Et puisqu’on ne remonte pas un édifice avec ceux qui l’ont dynamité, l’avenir n’est guère encourageant. « C’est seulement quand nous pouvons habiter que nous pouvons bâtir », écrivait Heidegger (in Essais et Conférences, Gallimard, 1986) ; la question se pose parfois au sens propre, et non seulement ontologique. La destruction de cet équilibre de civilisation dit aussi ce qu’il avait de menaçant, et pour tout dire d’insupportable, à toutes les formes contemporaines du hanbalisme, source inépuisable de violence, et dont les effets ne cessent de se déployer au Moyen Orient et bien au-delà, en Europe comme en Afrique. Pour l’Europe, la libanisation n’est pas, hélas, la plus incertaine des destinées…
Tamara Al Samerraei est née au Koweit en 1977. Elle a étudié les beaux-arts à la Lebanese-American University de Beyrouth, puis participé à bon nombre d’expositions collectives ou personnelles tant à Beyrouth qu’à l’étranger, notamment à l’Institut du Monde Arabe à Paris et à la White Box à Munich ; plus récemment (2020) à Paris, à la galerie In-situ.
L’art de Tamara Al Samerraei donne le sentiment de formes tantôt évanescentes, comme si leur quasi-transparence les laissaient près de disparaître, tantôt « fondantes », les couleurs gouttant et coulant sous l’effet d’on ne sait quel dérèglement qui menacerait leur persistance.
Voici des rochers imposants qui perdent peu à peu leur substance et, sans doute, ne seront bientôt plus, menacés par des ciels grisâtres qui ne disent rien qui vaille. Des plantes osant à peine exister dans une pièce inhabitée…

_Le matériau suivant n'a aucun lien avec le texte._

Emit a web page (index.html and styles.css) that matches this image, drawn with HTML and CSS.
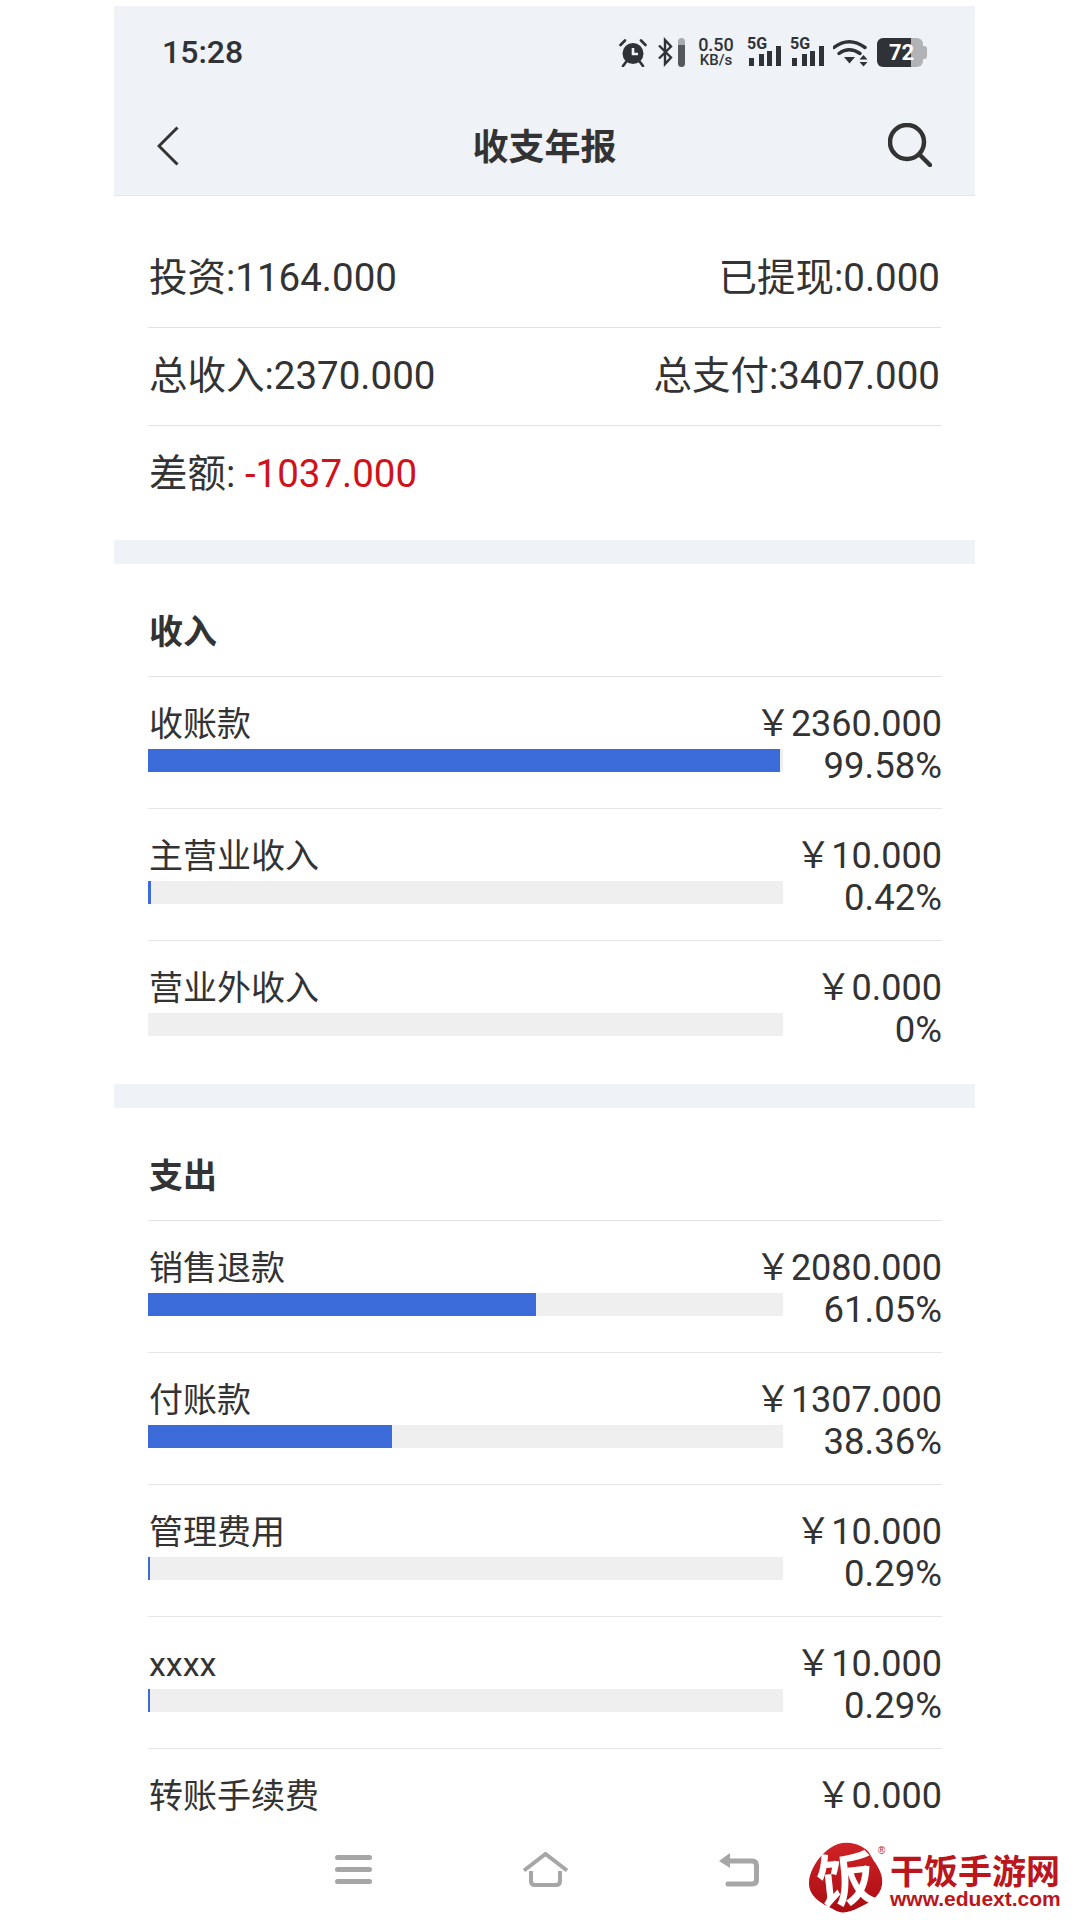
FILE: index.html
```html
<!DOCTYPE html>
<html lang="zh-CN">
<head>
    <meta charset="UTF-8">
    <meta name="viewport" content="width=device-width, initial-scale=1.0">
    <title>收支年报</title>
    <link rel="stylesheet" href="styles.css">
</head>
<body>
    <div class="screen">
        <header class="top">
            <div class="status">
                <span class="time">15:28</span>
                <div class="status-icons">
                    <svg class="ic-alarm" width="28" height="29" viewBox="0 0 28 29"><circle cx="14" cy="15.5" r="10.5" fill="#2f3237"/><path d="M14 10v6h5" fill="none" stroke="#eff2f7" stroke-width="2.6"/><path d="M1.5 7 6 2.5M26.5 7 22 2.5M7 24l-3 4M21 24l3 4" fill="none" stroke="#2f3237" stroke-width="2.6" stroke-linecap="round"/></svg>
                    <svg class="ic-bt" width="17" height="30" viewBox="0 0 17 30"><path d="M2 8.500 14 20.500 8 27V3l6 6.500L2 21.500" fill="none" stroke="#2f3237" stroke-width="2.4"/></svg>
                    <span class="ic-level"></span>
                    <div class="speed"><b>0.50</b><span>KB/s</span></div>
                    <svg class="ic-signal" width="35" height="30" viewBox="0 0 35 30"><text x="0" y="12" class="sig-text">5G</text><path d="M2 21h5v8H2zM12 17h5v12h-5zM20 14h5v15h-5zM29 9h5v20h-5z" fill="#2f3237"/></svg>
                    <svg class="ic-signal" width="35" height="30" viewBox="0 0 35 30"><text x="0" y="12" class="sig-text">5G</text><path d="M2 21h5v8H2zM12 17h5v12h-5zM20 14h5v15h-5zM29 9h5v20h-5z" fill="#2f3237"/></svg>
                    <svg class="ic-wifi" width="36" height="29" viewBox="0 0 36 29"><path d="M1 9.500Q16-2 32 9.500M6 15.500Q16 8 27 15.500" fill="none" stroke="#2f3237" stroke-width="3.400" stroke-linecap="round"/><path d="M11 19h11l-5.500 6.500zM26.500 21.500l4-4.500 4 4.500zM26.500 24l4 4.500 4-4.500z" fill="#2f3237"/></svg>
                    <div class="battery">72</div>
                </div>
            </div>
            <div class="navbar">
                <svg class="ic-back" width="22" height="40" viewBox="0 0 22 40"><path d="M20.500 1.500 2 20l18.500 18.500" fill="none" stroke="#333" stroke-width="3"/></svg>
                <h1>收支年报</h1>
                <svg class="ic-search" width="44" height="44" viewBox="0 0 44 44"><circle cx="19" cy="19" r="17" fill="none" stroke="#333" stroke-width="4.500"/><path d="M32 32l10 10" stroke="#333" stroke-width="4.500" stroke-linecap="round"/></svg>
            </div>
        </header>

        <section class="summary">
            <div class="sum-row"><span>投资:1164.000</span><span>已提现:0.000</span></div>
            <div class="sum-row"><span>总收入:2370.000</span><span>总支付:3407.000</span></div>
            <div class="sum-row last"><span>差额: <em class="neg">-1037.000</em></span></div>
        </section>

        <div class="gap"></div>

        <section class="block">
            <h2>收入</h2>
            <div class="row">
                <div class="line"><span class="name">收账款</span><span class="amount">￥2360.000</span></div>
                <div class="line"><div class="track"><div class="fill" style="width:99.58%"></div></div><span class="pct">99.58%</span></div>
            </div>
            <div class="row">
                <div class="line"><span class="name">主营业收入</span><span class="amount">￥10.000</span></div>
                <div class="line"><div class="track"><div class="fill" style="width:0.42%"></div></div><span class="pct">0.42%</span></div>
            </div>
            <div class="row end">
                <div class="line"><span class="name">营业外收入</span><span class="amount">￥0.000</span></div>
                <div class="line"><div class="track"></div><span class="pct">0%</span></div>
            </div>
        </section>

        <div class="gap"></div>

        <section class="block">
            <h2>支出</h2>
            <div class="row">
                <div class="line"><span class="name">销售退款</span><span class="amount">￥2080.000</span></div>
                <div class="line"><div class="track"><div class="fill" style="width:61.05%"></div></div><span class="pct">61.05%</span></div>
            </div>
            <div class="row">
                <div class="line"><span class="name">付账款</span><span class="amount">￥1307.000</span></div>
                <div class="line"><div class="track"><div class="fill" style="width:38.36%"></div></div><span class="pct">38.36%</span></div>
            </div>
            <div class="row">
                <div class="line"><span class="name">管理费用</span><span class="amount">￥10.000</span></div>
                <div class="line"><div class="track"><div class="fill" style="width:0.29%"></div></div><span class="pct">0.29%</span></div>
            </div>
            <div class="row">
                <div class="line"><span class="name">xxxx</span><span class="amount">￥10.000</span></div>
                <div class="line"><div class="track"><div class="fill" style="width:0.29%"></div></div><span class="pct">0.29%</span></div>
            </div>
            <div class="row end">
                <div class="line"><span class="name">转账手续费</span><span class="amount">￥0.000</span></div>
            </div>
        </section>

        <nav class="bottom">
            <svg width="37" height="29" viewBox="0 0 37 29"><path d="M2.500 2.500h32M2.500 14.500h32M2.500 26.500h32" stroke="#a6a6a6" stroke-width="5" stroke-linecap="round"/></svg>
            <svg width="47" height="35" viewBox="0 0 47 35"><path d="M2 18.500 23.500 2 45 18.500" fill="none" stroke="#a6a6a6" stroke-width="4"/><path d="M9 19v10q0 4 4 4h21q4 0 4-4V19" fill="none" stroke="#a6a6a6" stroke-width="4"/></svg>
            <svg width="40" height="35" viewBox="0 0 40 35"><path d="M9 9h24q4.500 0 4.500 4.500V28q0 4-4.500 4H9" fill="none" stroke="#a6a6a6" stroke-width="5" stroke-linecap="round"/><path d="M0 9 11 1v15z" fill="#a6a6a6"/></svg>
        </nav>
    </div>

    <div class="logo">
        <svg class="logo-mark" width="80" height="74" viewBox="0 0 80 74">
            <defs><linearGradient id="red" x1="0" y1="0" x2="0" y2="1"><stop offset="0" stop-color="#cf2327"/><stop offset="1" stop-color="#a90d12"/></linearGradient></defs>
            <path d="M30 2C44-2 58 5 62 12c4 9 14 17 12 31-2 12-13 18-24 23-8 4-17 7-25 1C14 62 0 54 1 40 2 26 14 8 30 2Z" fill="url(#red)"/>
            <text x="38" y="59" class="logo-glyph" text-anchor="middle" transform="rotate(-6 38 40)">饭</text>
            <text x="70" y="12" class="logo-reg">®</text>
        </svg>
        <div class="logo-text">
            <div class="logo-cn">干饭手游网</div>
            <div class="logo-url">www.eduext.com</div>
        </div>
    </div>
</body>
</html>
```

FILE: styles.css
```css
* { margin: 0; padding: 0; box-sizing: border-box; }
html, body { height: 1920px; overflow: hidden; }
body {
    background: white;
    font-family: Roboto, "Noto Sans CJK SC", sans-serif;
    color: #333;
    position: relative;
}
.screen {
    width: 861px; height: 1914px;
    margin: 6px 0 0 114px;
    position: relative; overflow: hidden;
}

/* top */
.top { background: #eff2f7; border-bottom: 1px solid #e4e5e7; height: 190px; }
.status {
    height: 92px; padding: 0 52px 0 48px;
    display: flex; align-items: center; justify-content: space-between;
}
.time { font-size: 32px; font-weight: 500; color: #2f3237; }
.status-icons { display: flex; align-items: center; }
.ic-bt { margin-left: 10px; }
.ic-level {
    width: 7px; height: 29px; margin-left: 4px; border-radius: 4px;
    background: linear-gradient(to bottom, #a9abae 25%, #55585c 25%);
}
.speed {
    margin-left: 12px; width: 38px; color: #2f3237;
    display: flex; flex-direction: column; align-items: center;
}
.speed b { font-size: 18px; line-height: 16px; font-weight: 500; }
.speed span { font-size: 15px; line-height: 14px; font-weight: 500; }
.ic-signal { margin-left: 12px; overflow: visible; }
.ic-signal + .ic-signal { margin-left: 8px; }
.sig-text { font: 700 16px Roboto, sans-serif; fill: #2f3237; }
.ic-wifi { margin-left: 8px; }
.battery {
    width: 46px; height: 29px; margin-left: 8px; position: relative;
    border-radius: 6px;
    background: linear-gradient(to right, #2f3237 34px, #b2b3b7 34px);
    color: white; font-size: 22px; line-height: 29px; font-weight: 700;
    padding-left: 12px;
}
.battery::after {
    content: ""; position: absolute; right: -4px; top: 8px;
    width: 4px; height: 13px; border-radius: 0 3px 3px 0;
    background: #b2b3b7;
}
.navbar {
    height: 97px; padding: 0 43px;
    display: grid; grid-template-columns: 1fr auto 1fr; align-items: center;
}
.navbar h1 {
    font-size: 36px; font-weight: 700; color: #333; margin-bottom: 6px;
    font-family: "Noto Sans CJK SC", sans-serif;
}
.ic-back { margin-bottom: 2px; }
.ic-search { justify-self: end; margin-bottom: 3px; }

/* summary */
.summary { padding: 34px 34px 16px; }
.sum-row {
    height: 98px; padding: 0 1px 10px 1px;
    border-bottom: 1px solid #e2e2e2;
    display: flex; align-items: center; justify-content: space-between;
    font-size: 38.5px;
}
.sum-row.last { border-bottom: none; }
.neg { color: #d0121b; font-style: normal; }
.gap { height: 24px; background: #eff2f7; }

/* lists */
.block { padding: 0 33px 0 34px; }
.block h2 {
    height: 113px; padding: 19px 0 0 1px;
    display: flex; align-items: center;
    border-bottom: 1px solid #e2e2e2;
    font-size: 34px; font-weight: 700;
    font-family: "Noto Sans CJK SC", sans-serif;
}
.row {
    height: 132px; padding-top: 26px;
    border-bottom: 1px solid #e6e6e6;
}
.row.end { border-bottom: none; height: 143px; }
.line {
    display: flex; justify-content: space-between; align-items: flex-start;
    height: 42px; line-height: 42px;
}
.name { font-size: 34px; padding-left: 1px; }
.amount { font-size: 36px; white-space: nowrap; }
.pct { font-size: 36.5px; white-space: nowrap; }
.track { width: 635px; height: 23px; margin-top: 4px; background: #efefef; }
.fill { height: 100%; background: #3b6bd8; }

/* bottom bar over the list */
.bottom {
    position: absolute; left: 0; right: 0; bottom: 0; height: 94px;
    background: white;
    display: flex; align-items: center; gap: 150px;
    padding: 0 0 7px 221px;
}

/* watermark */
.logo {
    position: absolute; left: 808px; top: 1842px;
    display: flex; align-items: flex-start; gap: 2px;
}
.logo-mark { overflow: visible; flex: none; }
.logo-glyph { font: 700 58px "Noto Sans CJK SC", sans-serif; fill: white; }
.logo-reg { font: 400 10px "Liberation Sans", sans-serif; fill: #b8151b; }
.logo-text { color: #bb161c; font-weight: 700; margin-top: 10px; width: 172px; }
.logo-cn { font-size: 34px; line-height: 36px; white-space: nowrap; font-family: "Noto Sans CJK SC", sans-serif; }
.logo-url { font: 700 21px/22px "Liberation Sans", sans-serif; white-space: nowrap; }
```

Parfois, ce sont des lieux vides, comme abandonnés, qui semblent dire la fin de quelque chose ; des lits déserts, où une histoire a fini, ou bien n’a jamais commencé. Parfois encore des corps de jeunes femmes allongés sur un lit, dans une solitude méditative ou désespérée, ou peut-être même de repos dans la torpeur d’un jour d’été, on ne le saura pas ; car toujours les visages se dérobent au regard, qu’ils soient couverts d’un oreiller, ou bien simples taches de peinture ne laissant apercevoir aucune expression.
Une totale immobilité règne partout, dans un univers qui semble attendre sa propre fin. C’est l’antithèse même de la narration, et pourtant quelque chose flotte d’un avant. Les plantes ont été disposées ainsi, le lit a été occupé, la jeune femme a vécu quelque chose avant de s’étendre, des pieds – qui sont probablement ceux d’un cadavre – signalent un drame, quelqu’un a nagé dans cette piscine. Avant, la montagne ne coulait pas ainsi, comme si elle s’était mise à pleurer.

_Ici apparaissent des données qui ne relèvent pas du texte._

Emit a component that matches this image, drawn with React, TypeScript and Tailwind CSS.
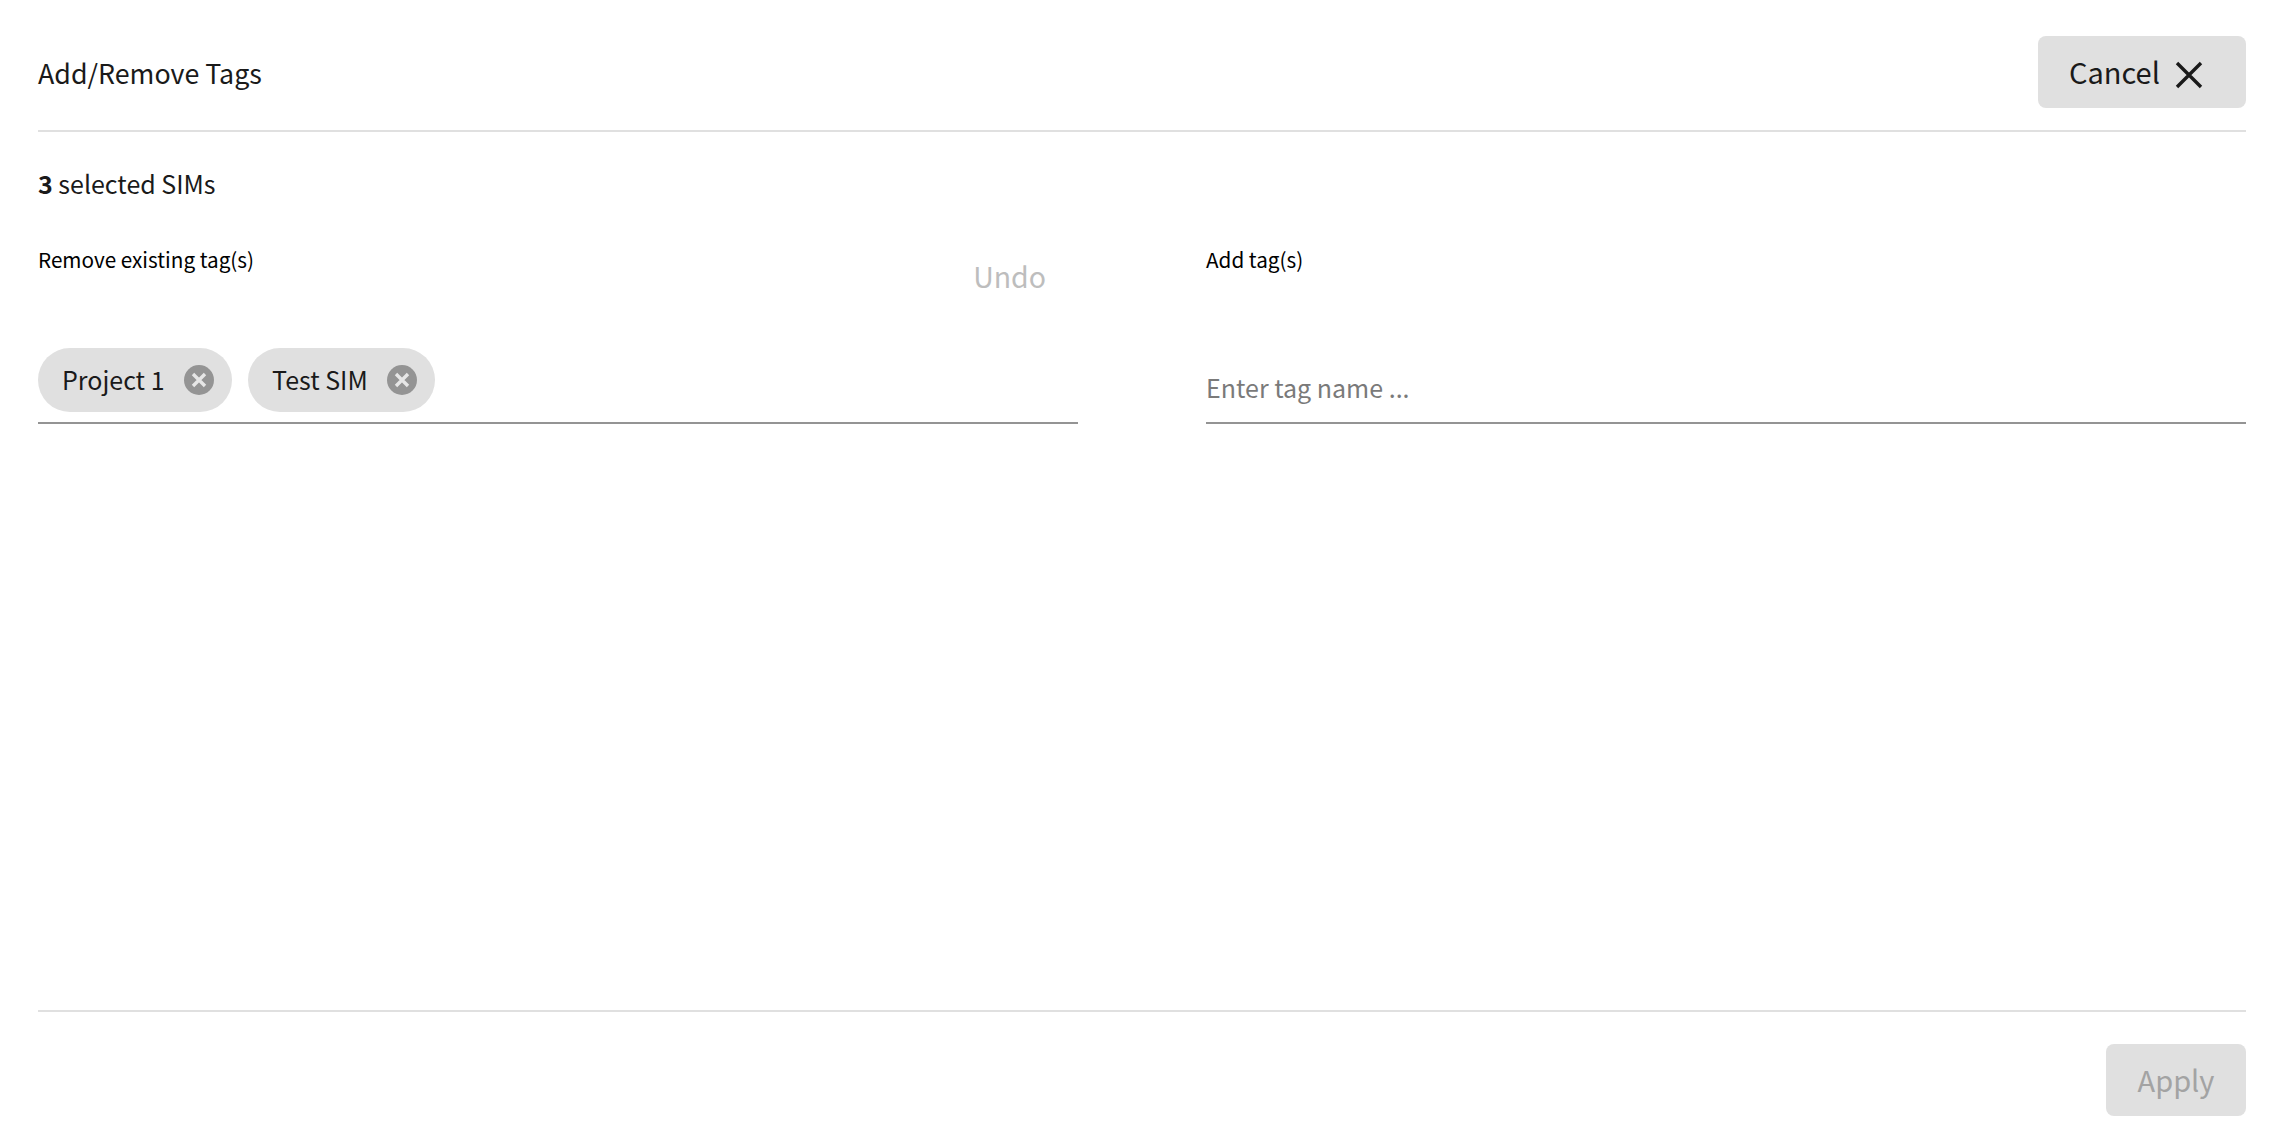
const FONT = "font-['Noto_Sans_CJK_JP','Noto_Sans',sans-serif]";

function CrossIcon({ className, size }: { className: string; size: number }) {
  return (
    <svg viewBox="0 0 28 28" width={size} height={size} fill="none" stroke="currentColor" strokeWidth="3.4" className={className}>
      <path d="M2 2 26 26M26 2 2 26" />
    </svg>
  );
}

function Tag({ name }: { name: string }) {
  return (
    <span className="flex h-16 items-center gap-[19.5px] rounded-full bg-[#e0e0e0] pl-6 pr-[18px] text-[25px] leading-none text-[#1a1a1a]">
      <span className="-mt-0.5">{name}</span>
      <span className="flex size-[30px] items-center justify-center rounded-full bg-[#949494]">
        <svg viewBox="0 0 16 16" width={16} height={16} fill="none" stroke="#e6e6e6" strokeWidth="3.4">
          <path d="M2 2 14 14M14 2 2 14" />
        </svg>
      </span>
    </span>
  );
}

export default function App() {
  return (
    <div className={`flex h-[1140px] flex-col bg-white pl-[38px] pr-[34px] ${FONT}`}>
      <header className="flex h-[132px] items-start justify-between border-b-2 border-[#e0e0e0] pt-9">
        <h1 className="mt-[19px] text-[26.8px] leading-9 font-normal text-[#1a1a1a]">Add/Remove Tags</h1>
        <button
          type="button"
          className="flex h-[72px] w-[208px] items-center gap-[15px] rounded-lg bg-[#e0e0e0] pb-0.5 pl-[31px] text-[29px] leading-none text-[#1a1a1a]"
        >
          Cancel
          <CrossIcon size={28} className="mt-2" />
        </button>
      </header>

      <p className="mt-[33px] text-[25px] leading-9 text-[#1a1a1a]">
        <strong className="font-bold">3</strong> selected SIMs
      </p>

      <div className="mt-[19px] grid grid-cols-2 gap-[128px]">
        <div>
          <div className="flex h-[128px] items-start justify-between pr-8">
            <label className="mt-[23px] text-[20.7px] leading-8 text-black">Remove existing tag(s)</label>
            <button type="button" className="mt-[38px] text-[28.5px] leading-9 text-[#bdbdbd]">
              Undo
            </button>
          </div>
          <div className="flex h-[76px] gap-4 border-b-2 border-[#949494] pb-2.5">
            <Tag name="Project 1" />
            <Tag name="Test SIM" />
          </div>
        </div>
        <div>
          <div className="h-[128px] pt-[23px]">
            <label className="block text-[20.7px] leading-8 text-black">Add tag(s)</label>
          </div>
          <div className="flex h-[76px] items-end border-b-2 border-[#949494] pb-[17px]">
            <input
              placeholder="Enter tag name ..."
              className="w-full bg-transparent text-[25px] leading-9 text-[#1a1a1a] outline-none placeholder:text-[#7a7a7a]"
            />
          </div>
        </div>
      </div>

      <footer className="mt-auto flex h-[130px] items-start justify-end border-t-2 border-[#e0e0e0] pt-8">
        <button
          type="button"
          disabled
          className="flex h-[72px] w-[140px] items-center justify-center rounded-lg bg-[#e0e0e0] pb-0.5 text-[29px] leading-none text-[#a3a3a3]"
        >
          Apply
        </button>
      </footer>
    </div>
  );
}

De ce qui est un style, on ne veut pas nécessairement faire une métaphore. Mais il est difficile de résister à la tentation de voir dans cette atmosphère comme un effacement, dans ces coulures de l’acrylique le sang qui goutte d’un monde qui meurt. On ne parvient pas non plus à s’interdire de voir quelque chose de la liquidité de la peinture d’un Marc Desgrandschamps.
Par sa matière, sa transparence, ses plans empruntés au cinéma, celle-ci nous fait pénétrer dans un univers de réminiscences et d’onirisme; univers de « non-lieux » comme l’artiste les qualifie. Le recours à des cadrages typiquement cinématographiques nous place d’emblée en-dehors et en deçà du monde qu’explore l’image, comme si nous observions le rêve d’un autre. Si la « présence absente » du sujet chez Desgrandschamps nous parle de ce changement mille fois décrit du rapport au réel que connaît notre époque, de l’indétermination qui désormais caractérise toute image et bientôt peut-être tout vécu, la peinture de Tamara Al Samerraei pourrait nous parler quant à elle d’un réel qui ne parvient pas à poindre, comme on le dirait du soleil, ou peut-être mis en déroute dans un monde où il demeure voilé derrière un sur-réel de violence et de fureur qui pour ainsi dire le recouvre et l’étouffe.